Changes to income threshold for family visas challenged in Parliament

1 October 2014

Recent High Court decisions have failed to overturn the changes in UK settlement partner and marriage visa application policy which came into effect in July 2012, but Katy Clark, who is the MP for North Ayrshire, has tabled an early day motion to challenge the current UK Visas & Immigration (UKVI) financial requirement, based on the hardship she has seen caused to members of her constituency. The changes were mainly to do with earnings threshold of British citizens and permanent residents sponsoring partners, spouses and children who were non-EU nationals. The minimum income threshold was deemed by many to be set too high in the first place at £18,600 per annum, with more being added if children were also to be included in a settlement visa application. The High Court did rule that the amount may be inappropriate but in the end did not rule the changes were unlawful, meaning that they stand. As a result, thousands of unresolved fiancee, partner and spousal visa applications were put on hold, but these are now back in the system.

Many couples struggle to reach the threshold on one income and until the visas are granted, only the British partner is allowed to work. The irony of this is that if the second partner could get a visa and be allowed to earn as well, the family could manage very well and would not become a burden on the state, the situation that the government brought in the changes to avoid. Couples are being needlessly separated because if the resident’s circumstances change while the settlement application is being processed by UK Visas & Immigration – UKVI (formerly the UK Border Agency – UKBA), the non-EU partner must leave the country when leave to remain expires. A break in work pattern does not necessarily prove that the resident partner cannot earn sufficiently to support a family. One example quoted by Ms Clark involves a couple who chose to travel for some time before settling down. Because of this, the salary threshold has not been reached and so the non-EU resident (in this case, a New Zealander) cannot obtain a spousal visa to remain permanently in the UK.
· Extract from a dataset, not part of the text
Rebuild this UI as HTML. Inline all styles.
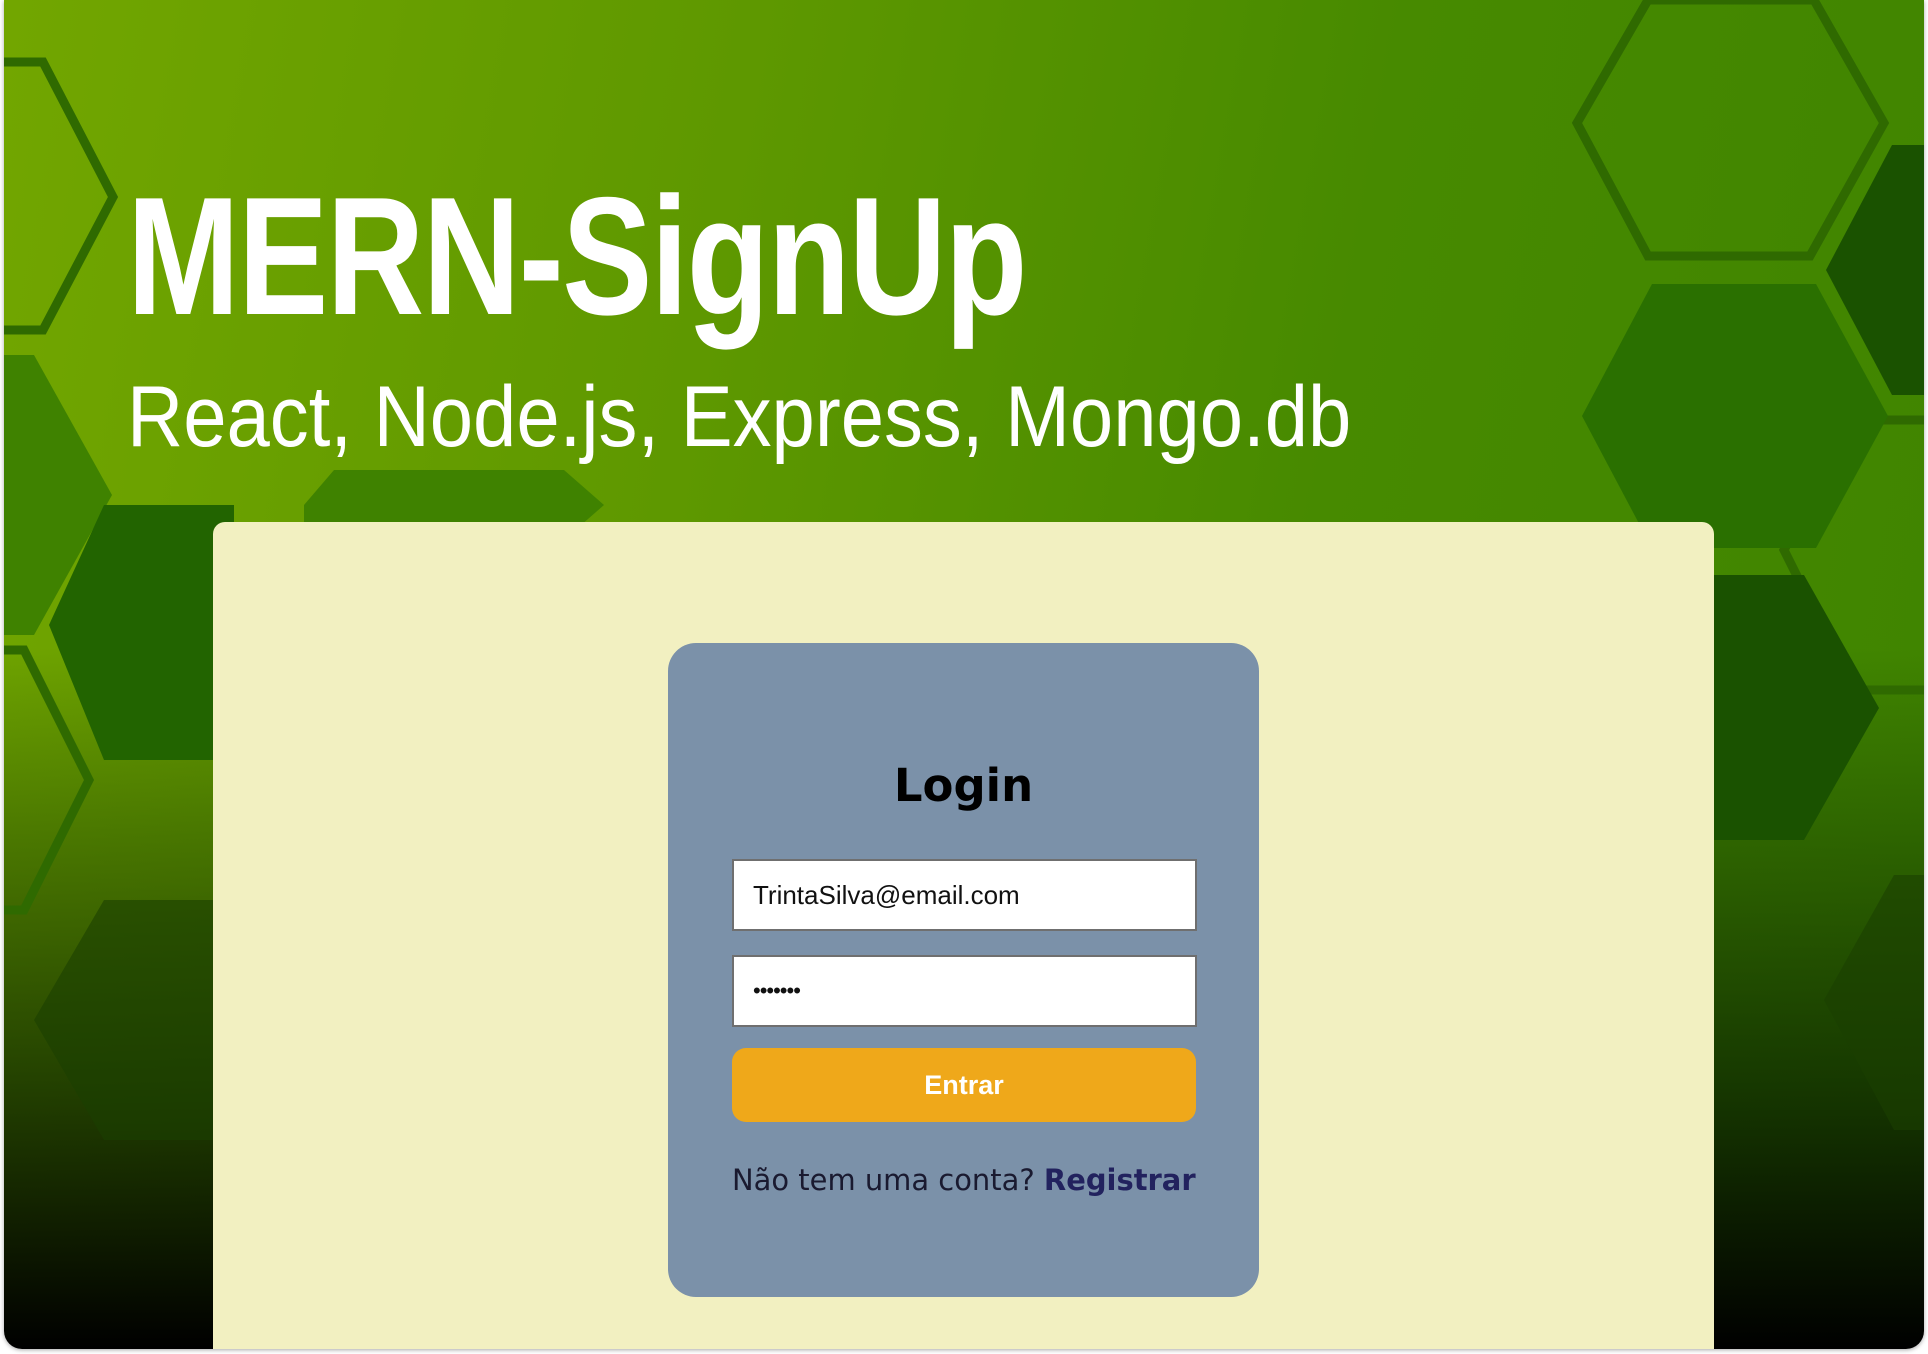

Ms Clark is not hopeful that her early day motion that the changes in July 2012 were unlawful will succeed in overturning the law, but she has support from many quarters, including the Archbishop of Westminster and the Children’s Commissioner. No one argues that there should be a threshold on earnings so that foreign partners, spouses and children can be cared for economically by the UK resident, but they argue that the bar is set too high – although the average national income is £26k per annum, this is by no means the amount earned by the majority and many struggle to come even close to the £18,600 threshold. Children’s charities and the many families who are separated by the changes to the rules will watch Ms Clark’s motion with interest.